The funny thing is that I’ve seen this exact argument during an internet debate on a forum. An avowed socialist blamed Venezuela’s struggles on the lack of cooperation by capitalist countries. I thought it was a crazy belief then and it’s funny to come across it in an old book now. If I hadn’t known that socialist online, I would think the author was purely setting up strawmen. Knocking down strawmen can be entertaining, but not very instructive for real philosophical debates. However, the author may have come across real people like that in her day, but it’s still wild to me that someone could be one of her strawmen for real.
I’ll get a little bit into politics right here and say that I’m mostly a capitalist, but far from the extreme of Ayn Rand. I think capitalism is a race to the top. Unfortunately, it leaves a lot of people behind in the process. I do think that socialism is more “fair”, but only in that it brings everyone down (except the politicians who run the system). Real world socialism creates an economic blight, just on a much slower scale than in the book.
The real key to a flourishing economy is to have it based on capitalism, but to sprinkle in a little bit of socialism to make sure there’s a soft landing for those who get left behind. Things like universal healthcare and food assistance programs are great to make sure that we don’t have people dying in the streets.
I’d also say that Capitalism often rewards a lot of the wrong people, even by Ayn Rand’s standards. I think there’s a lot more James Taggarts than Hank Reardens at the top of businesses. Most of the truly wealthy in the world are mediocre people living off some ancestor’s hard work. Most large businesses in the real world have a huge amount of momentum behind them and can continue on for decades or more even with poor leadership. Very few CEOs are the genius inventors themselves. Even in cases that look slightly more like Ayn Rand’s heroes… like a Steve Jobs or Elon Musk, they still almost all rely on teams of highly skilled, highly intelligent people. Elon can’t build a car and Steve couldn’t put together a circuit board.
These are points where I think Ayn Rand fails. She doesn’t understand business. She doesn’t understand how generational wealth sets some people up for life as giants of business while possessing minimal skills and other people who could be absolute geniuses are using that genius to simply survive in bad circumstances. Her mythical man, John Galt, would likely end up as a successful engineer working under a whole corporate structure somewhere in the real world, not the potential savior of the world.
At one point she even criticized Robin Hood, the mythical character. The criticism was so asinine that I wonder what version of Robin Hood she read and how she could misunderstand it so badly.
Still, despite all the criticisms, the book should make you think. I think it makes some really good points about the value that people bring and her basic philosophy, which she espouses in way too many words in the book, is interesting:
“the concept of man as a heroic being, with his own happiness as the moral purpose of his life, with productive achievement as his noblest activity, and reason as his only absolute.”

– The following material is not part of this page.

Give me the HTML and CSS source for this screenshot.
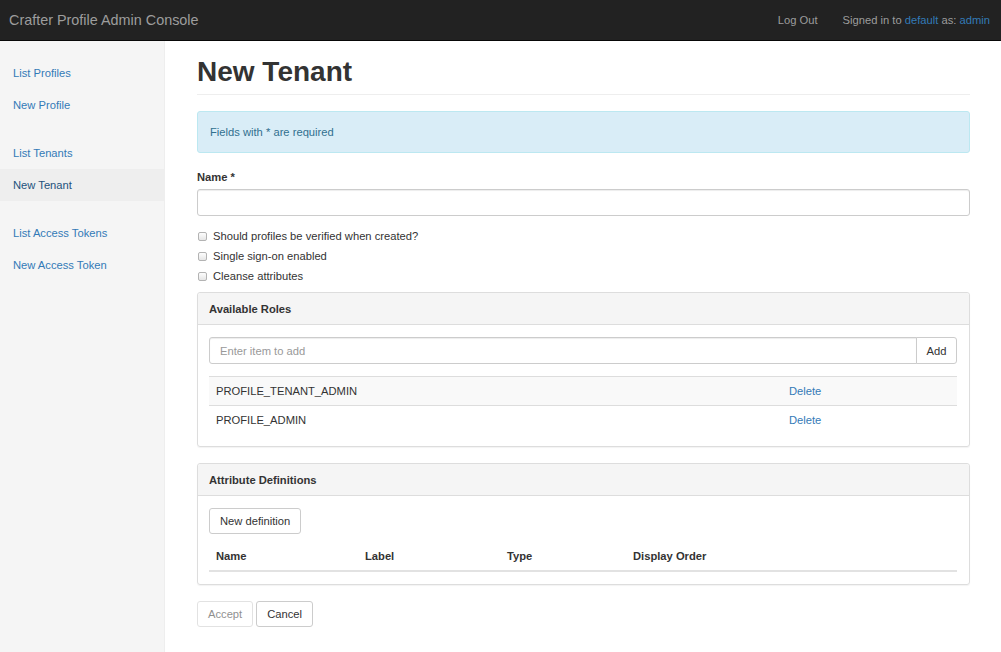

I think it’s an interesting philosophy that I can mostly buy and makes me re-think my assumptions. Since reading the book, I even realized that I don’t like the Spider-Man philosophy: “with great power comes great responsibility.” (actually a much older concept)
No. Just because someone has power does not mean they have a responsibility to use it. A super hero is good because he does good things. A super villain is bad because he does bad things. If a supe has a responsibility to use his powers, then his good actions are merely neutral. Someone with powers using it for good would be a super-neutral, merely doing what they’re supposed to. We instinctually know that philosophy is wrong and that’s why we call them heroes. He’s good because he does good. We give credit as a hero because we know that doing good is good, not merely a responsibility.
It’s nice to actually question some of the basic assumptions that most people live by and this book definitely pointed me in one direction to ask those questions and challenge assumptions. When I look around at the world today, I see a lot of Ayn’s predictions coming true, just at a much slower scale. So I found the book to be interesting and it truly has made me look at the world differently.